# DATA RECORDS start

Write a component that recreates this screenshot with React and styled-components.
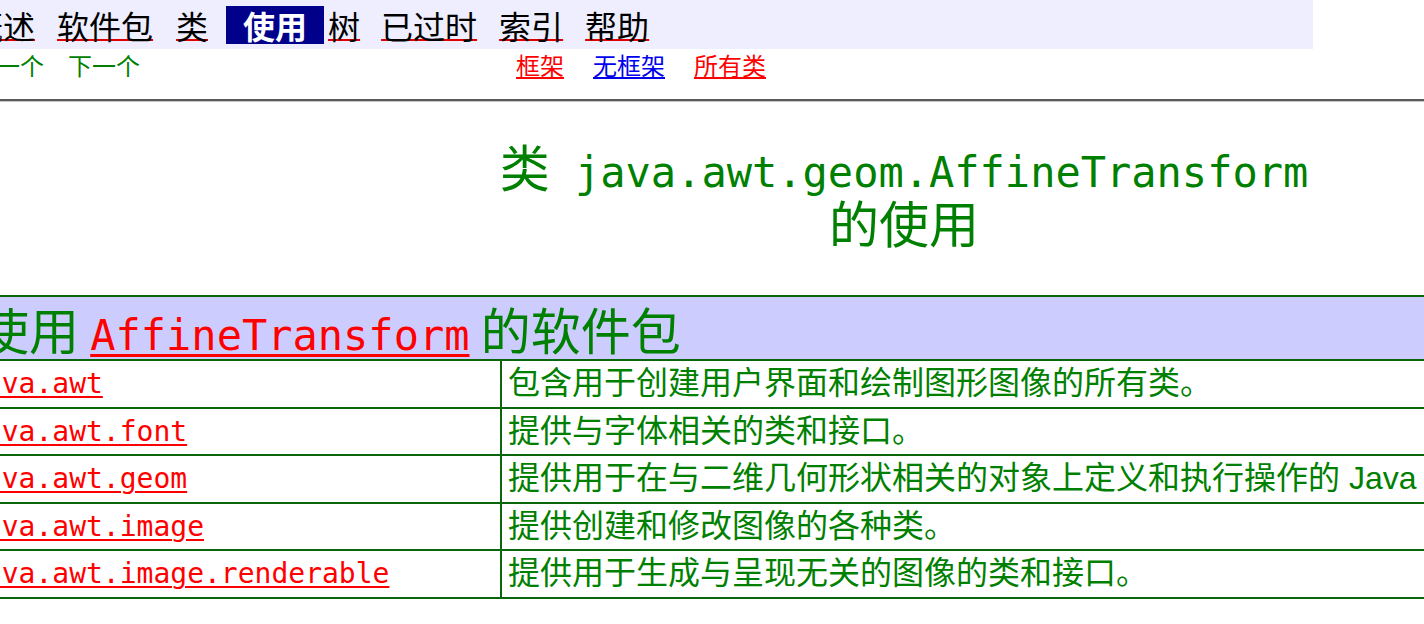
import React from "react";
import styled, { createGlobalStyle } from "styled-components";

const GlobalStyle = createGlobalStyle`
  html, body {
    margin: 0;
    padding: 0;
    overflow: hidden;
    background: #ffffff;
  }
  body {
    font-family: "Noto Sans CJK SC", sans-serif;
  }
`;

const Page = styled.div`
  width: 1880px;
  margin-left: -36px;
`;

const NavBar = styled.nav`
  box-sizing: border-box;
  width: 1349px;
  height: 49px;
  padding-left: 7px;
  display: flex;
  align-items: center;
  background: #eeeeff;
`;

const NavLink = styled.a`
  font-size: 32px;
  line-height: 38px;
  color: #000000;
  text-decoration: underline;
  text-decoration-color: #e00000;
  text-decoration-thickness: 2px;
  text-underline-offset: 0px;
  margin-right: ${(p) => (p.$gap ?? 22)}px;
  cursor: pointer;
`;

const NavActive = styled.span`
  font-size: 32px;
  line-height: 38px;
  font-weight: 700;
  color: #ffffff;
  background: #00008b;
  padding: 0 17px;
  margin-left: -2px;
  margin-right: 4px;
`;

const SubNav = styled.div`
  display: grid;
  grid-template-columns: 544px auto;
  height: 50px;
  padding-left: 8px;
`;

const SubGroup = styled.div`
  display: flex;
  gap: ${(p) => p.$gap}px;
  font-size: 24px;
  line-height: 32px;
`;

const PlainNav = styled.span`
  color: #008000;
`;

const FrameLink = styled.a`
  color: ${(p) => p.$color};
  text-decoration: underline;
  text-decoration-color: ${(p) => p.$color};
  text-decoration-thickness: 2px;
  text-underline-offset: 2px;
  cursor: pointer;
`;

const Rule = styled.hr`
  margin: 0;
  height: 0;
  border: none;
  border-top: 2px solid #5a5a5a;
  border-bottom: 1px solid #c4c4c4;
`;

const Title = styled.h2`
  margin: 36px 0 0;
  text-align: center;
  font-size: 50px;
  line-height: 55px;
  font-weight: 400;
  color: #008000;
`;

const TitleLine = styled.span`
  display: block;
  white-space: nowrap;
`;

const Mono = styled.span`
  font-family: "DejaVu Sans Mono", monospace;
  font-size: 0.84em;
  line-height: 1;
`;

const Table = styled.table`
  width: 100%;
  margin-top: 46px;
  border-collapse: collapse;
`;

const HeadCell = styled.th`
  border: 2px solid #0b650b;
  background: #ccccff;
  text-align: left;
  padding: 0 0 0 13px;
  font-size: 50px;
  line-height: 62px;
  font-weight: 400;
  color: #008000;
  white-space: nowrap;
`;

const HeadLink = styled.a`
  font-family: "DejaVu Sans Mono", monospace;
  font-size: 42px;
  line-height: 1;
  color: #ff0000;
  text-decoration: underline;
  text-decoration-thickness: 3px;
  text-underline-offset: 4px;
  cursor: pointer;
`;

const NameCell = styled.td`
  width: 532px;
  border: 2px solid #0b650b;
  padding: 0 0 0 2px;
  line-height: 45.5px;
  font-family: "DejaVu Sans Mono", monospace;
  font-size: 28px;
  white-space: nowrap;
`;

const PkgLink = styled.a`
  color: #ff0000;
  text-decoration: underline;
  text-decoration-thickness: 2px;
  text-underline-offset: 3px;
  cursor: pointer;
`;

const DescCell = styled.td`
  border: 2px solid #0b650b;
  padding: 0 0 0 6px;
  line-height: 45.5px;
  font-family: "Liberation Sans", "Noto Sans CJK SC", sans-serif;
  font-size: 32px;
  color: #008000;
  white-space: nowrap;
`;

const navItems = [
  { label: "概述" },
  { label: "软件包", gap: 23 },
  { label: "类", gap: 20 },
  { label: "使用", active: true },
  { label: "树", gap: 21 },
  { label: "已过时" },
  { label: "索引" },
  { label: "帮助" },
];

const packages = [
  ["java.awt", "包含用于创建用户界面和绘制图形图像的所有类。"],
  ["java.awt.font", "提供与字体相关的类和接口。"],
  [
    "java.awt.geom",
    "提供用于在与二维几何形状相关的对象上定义和执行操作的 Java 2D 类。",
  ],
  ["java.awt.image", "提供创建和修改图像的各种类。"],
  ["java.awt.image.renderable", "提供用于生成与呈现无关的图像的类和接口。"],
];

export default function App() {
  return (
    <>
      <GlobalStyle />
      <Page>
        <NavBar>
          {navItems.map((item) =>
            item.active ? (
              <NavActive key={item.label}>{item.label}</NavActive>
            ) : (
              <NavLink key={item.label} $gap={item.gap}>
                {item.label}
              </NavLink>
            )
          )}
        </NavBar>
        <SubNav>
          <SubGroup $gap={24}>
            <PlainNav>上一个</PlainNav>
            <PlainNav>下一个</PlainNav>
          </SubGroup>
          <SubGroup $gap={29}>
            <FrameLink $color="#ff0000">框架</FrameLink>
            <FrameLink $color="#0000ee">无框架</FrameLink>
            <FrameLink $color="#ff0000">所有类</FrameLink>
          </SubGroup>
        </SubNav>
        <Rule />
        <Title>
          <TitleLine>
            类<Mono> java.awt.geom.AffineTransform</Mono>
          </TitleLine>
          <TitleLine>的使用</TitleLine>
        </Title>
        <Table>
          <thead>
            <tr>
              <HeadCell colSpan={2}>
                使用 <HeadLink>AffineTransform</HeadLink> 的软件包
              </HeadCell>
            </tr>
          </thead>
          <tbody>
            {packages.map(([name, desc]) => (
              <tr key={name}>
                <NameCell>
                  <PkgLink>{name}</PkgLink>
                </NameCell>
                <DescCell>{desc}</DescCell>
              </tr>
            ))}
          </tbody>
        </Table>
      </Page>
    </>
  );
}
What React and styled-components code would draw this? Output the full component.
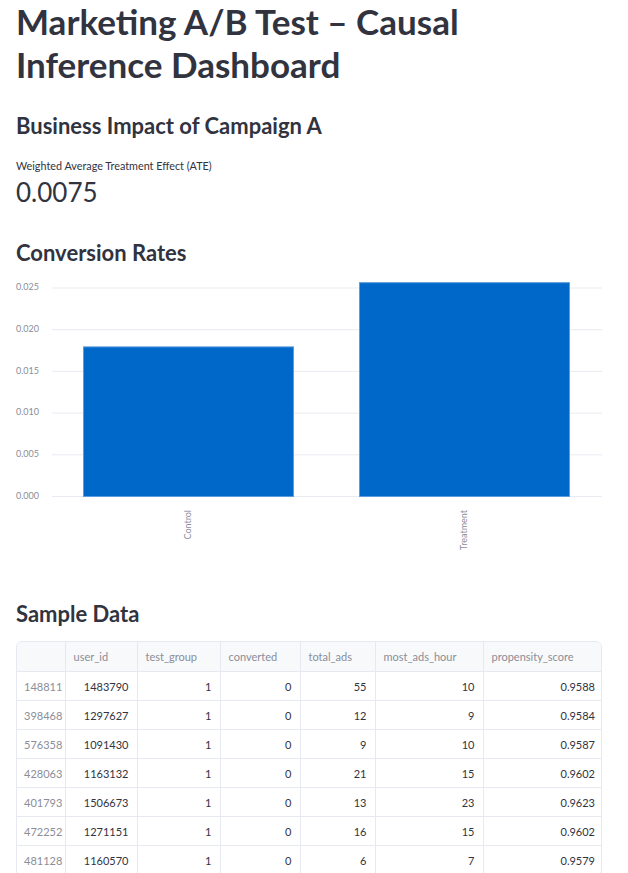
import React from "react";
import styled, { createGlobalStyle } from "styled-components";

const Global = createGlobalStyle`
  html, body { margin: 0; padding: 0; background: #ffffff; }
  body { font-family: Lato, "Noto Sans", sans-serif; color: #31333f; }
`;

const Page = styled.main`
  width: 586px;
  padding: 0 26px 40px 16px;
`;

const Title = styled.h1`
  margin: 0;
  max-width: 560px;
  font-size: 35px;
  line-height: 43px;
  font-weight: 700;
  color: #31333f;
`;

const SubHeading = styled.h3`
  margin: ${(p) => p.$top}px 0 0;
  font-size: 22px;
  line-height: 30px;
  font-weight: 700;
  color: #31333f;
`;

const MetricLabel = styled.div`
  margin-top: 17px;
  font-size: 10.8px;
  line-height: 16px;
  color: #31333f;
`;

const MetricValue = styled.div`
  font-size: 26px;
  line-height: 36px;
  font-weight: 400;
  color: #31333f;
`;

const ChartBox = styled.div`
  margin-top: 12px;
  height: 280px;
`;

const TableWrap = styled.div`
  margin-top: 12px;
  border: 1px solid #e6e9ef;
  border-radius: 6px;
  overflow: hidden;
`;

const Grid = styled.table`
  width: 100%;
  border-collapse: collapse;
  table-layout: fixed;
  font-size: 11px;
`;

const HeadCell = styled.th`
  height: 29px;
  padding: 0 8px;
  text-align: left;
  font-weight: 400;
  color: #8b8d98;
  background: #f8f9fb;
  border-left: 1px solid #e6e9ef;
  border-bottom: 1px solid #e6e9ef;
  &:first-child { border-left: none; }
`;

const Cell = styled.td`
  height: 28px;
  padding: 0 8px;
  text-align: ${(p) => (p.$index ? "left" : "right")};
  color: ${(p) => (p.$index ? "#8b8d98" : "#31333f")};
  border-left: 1px solid #e6e9ef;
  border-bottom: 1px solid #e6e9ef;
  &:first-child { border-left: none; padding-left: 7px; }
`;

const AxisText = styled.text`
  font-family: Lato, "Noto Sans", sans-serif;
  font-size: 9px;
  fill: #8b8d98;
`;

const ticks = [0.025, 0.02, 0.015, 0.01, 0.005, 0];
const zeroY = 216.5;
const perUnit = 41.7 / 0.005;

const bars = [
  { label: "Control", value: 0.018, x: 67, w: 211 },
  { label: "Treatment", value: 0.0257, x: 343, w: 211 },
];

function Chart() {
  return (
    <ChartBox>
      <svg width="586" height="280" viewBox="0 0 586 280">
        {ticks.map((t) => {
          const y = zeroY - t * perUnit;
          return (
            <g key={t}>
              <line x1="36" x2="586" y1={y} y2={y} stroke="#e8ebf2" strokeWidth="1" />
              <AxisText x="0" y={y} dominantBaseline="middle">
                {t.toFixed(3)}
              </AxisText>
            </g>
          );
        })}
        {bars.map((b) => {
          const top = zeroY - b.value * perUnit;
          return (
            <g key={b.label}>
              <rect
                x={b.x + 0.5}
                y={top + 0.5}
                width={b.w - 1}
                height={zeroY - top - 0.5}
                fill="#0068c9"
                stroke="#5c9ce0"
                strokeWidth="1"
              />
              <AxisText
                x={b.x + b.w / 2}
                y="230"
                textAnchor="end"
                dominantBaseline="middle"
                transform={`rotate(-90 ${b.x + b.w / 2} 230)`}
              >
                {b.label}
              </AxisText>
            </g>
          );
        })}
      </svg>
    </ChartBox>
  );
}

const columns = [
  { key: "idx", label: "", w: 48 },
  { key: "user_id", label: "user_id", w: 72 },
  { key: "test_group", label: "test_group", w: 83 },
  { key: "converted", label: "converted", w: 80 },
  { key: "total_ads", label: "total_ads", w: 75 },
  { key: "most_ads_hour", label: "most_ads_hour", w: 108 },
  { key: "propensity_score", label: "propensity_score", w: 120 },
];

const rows = [
  ["148811", "1483790", "1", "0", "55", "10", "0.9588"],
  ["398468", "1297627", "1", "0", "12", "9", "0.9584"],
  ["576358", "1091430", "1", "0", "9", "10", "0.9587"],
  ["428063", "1163132", "1", "0", "21", "15", "0.9602"],
  ["401793", "1506673", "1", "0", "13", "23", "0.9623"],
  ["472252", "1271151", "1", "0", "16", "15", "0.9602"],
  ["481128", "1160570", "1", "0", "6", "7", "0.9579"],
];

function DataTable() {
  return (
    <TableWrap>
      <Grid>
        <colgroup>
          {columns.map((c) => (
            <col key={c.key} style={{ width: c.w }} />
          ))}
        </colgroup>
        <thead>
          <tr>
            {columns.map((c) => (
              <HeadCell key={c.key}>{c.label}</HeadCell>
            ))}
          </tr>
        </thead>
        <tbody>
          {rows.map((r) => (
            <tr key={r[0]}>
              {r.map((v, i) => (
                <Cell key={i} $index={i === 0}>
                  {v}
                </Cell>
              ))}
            </tr>
          ))}
        </tbody>
      </Grid>
    </TableWrap>
  );
}

export default function App() {
  return (
    <>
      <Global />
      <Page>
        <Title>Marketing A/B Test – Causal Inference Dashboard</Title>
        <SubHeading $top={25}>Business Impact of Campaign A</SubHeading>
        <MetricLabel>Weighted Average Treatment Effect (ATE)</MetricLabel>
        <MetricValue>0.0075</MetricValue>
        <SubHeading $top={28}>Conversion Rates</SubHeading>
        <Chart />
        <SubHeading $top={39}>Sample Data</SubHeading>
        <DataTable />
      </Page>
    </>
  );
}
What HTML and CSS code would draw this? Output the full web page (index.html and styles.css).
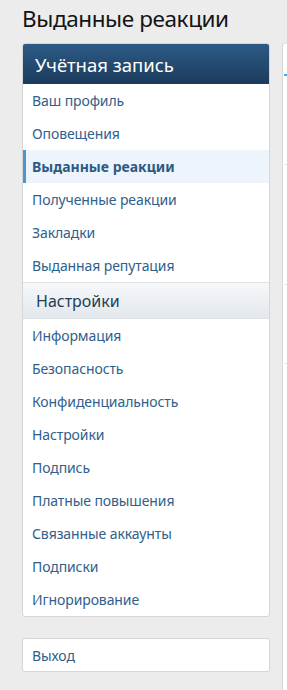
FILE: index.html
```html
<!DOCTYPE html>
<html lang="ru">
<head>
<meta charset="utf-8">
<link rel="stylesheet" href="styles.css">
</head>
<body>
<h1 class="page-title">Выданные реакции</h1>
<div class="layout">
  <aside class="sidebar">
    <nav class="block">
      <h2 class="block-header">Учётная запись</h2>
      <a class="item">Ваш профиль</a>
      <a class="item">Оповещения</a>
      <a class="item is-selected">Выданные реакции</a>
      <a class="item">Полученные реакции</a>
      <a class="item">Закладки</a>
      <a class="item">Выданная репутация</a>
      <h3 class="block-minor">Настройки</h3>
      <a class="item">Информация</a>
      <a class="item">Безопасность</a>
      <a class="item">Конфиденциальность</a>
      <a class="item">Настройки</a>
      <a class="item">Подпись</a>
      <a class="item">Платные повышения</a>
      <a class="item">Связанные аккаунты</a>
      <a class="item">Подписки</a>
      <a class="item">Игнорирование</a>
    </nav>
    <nav class="block block-logout">
      <a class="item">Выход</a>
    </nav>
  </aside>
  <main class="main">
    <div class="main-panel">
      <div class="tabs"></div>
      <div class="row row-1"></div>
      <div class="row row-2"></div>
      <div class="row row-3"></div>
    </div>
  </main>
</div>
</body>
</html>
```

FILE: styles.css
```css
html, body {
  margin: 0;
  padding: 0;
}
body {
  background: #ececec;
  font-family: "Noto Sans", "Open Sans", sans-serif;
  color: #141414;
  width: 287px;
  height: 690px;
  overflow: hidden;
}
.page-title {
  margin: 0;
  padding: 3px 0 0 22px;
  height: 40px;
  box-sizing: border-box;
  font-weight: 400;
  font-size: 22.5px;
  line-height: 32px;
  color: #141414;
  letter-spacing: -0.4px;
}
.layout {
  display: flex;
  gap: 12px;
  padding-left: 22px;
  padding-top: 3px;
}
.sidebar {
  width: 248px;
  flex: none;
  display: flex;
  flex-direction: column;
  gap: 21px;
}
.block {
  background: #fff;
  border: 1px solid #d6d6d6;
  border-radius: 3px;
  display: flex;
  flex-direction: column;
  overflow: hidden;
}
.block-header {
  margin: 0;
  height: 40px;
  box-sizing: border-box;
  padding: 0 12px;
  display: flex;
  align-items: center;
  background: linear-gradient(#2d5b87, #1b3b5b);
  color: #fff;
  font-weight: 400;
  font-size: 18.5px;
  letter-spacing: 0;
}
.block-minor {
  margin: 0;
  height: 37px;
  box-sizing: border-box;
  padding: 0 13px;
  display: flex;
  align-items: center;
  background: linear-gradient(#f6f8fa, #e3e8ed);
  border-top: 1px solid #dde2e7;
  border-bottom: 1px solid #dde2e7;
  color: #253d57;
  font-weight: 400;
  font-size: 16px;
}
.item {
  height: 33px;
  box-sizing: border-box;
  display: flex;
  align-items: center;
  padding: 0 9px;
  font-size: 14px;
  color: #30608b;
  letter-spacing: -0.1px;
  border-left: 3px solid transparent;
  padding-left: 6px;
}
.item.is-selected {
  background: #edf4fc;
  border-left-color: #4a98cf;
  font-weight: 700;
  color: #2c5a85;
  letter-spacing: 0;
}
.block-logout .item {
  height: 32px;
}
.main {
  flex: 1;
  min-width: 0;
}
.main-panel {
  background: #fff;
  border-left: 1px solid #d6d6d6;
  border-top: 1px solid #e4e4e4;
  border-radius: 3px 0 0 0;
  height: 660px;
  position: relative;
}
.tabs {
  height: 30px;
  border-bottom: 2px solid #47a7eb;
  margin-left: 1px;
}
.row {
  margin-left: 2px;
  border-bottom: 1px solid #dedede;
}
.row-1 { height: 88px; }
.row-2 { height: 119px; }
.row-3 { height: 78px; }
```
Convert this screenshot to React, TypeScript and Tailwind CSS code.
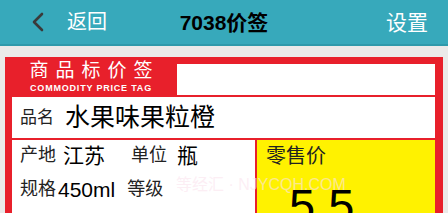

# DATA RECORDS end

§ EXERCISE PROMPT
Each line that contains the string "this" counts once; say how many there are and nothing else.

§ TASK RESULT
4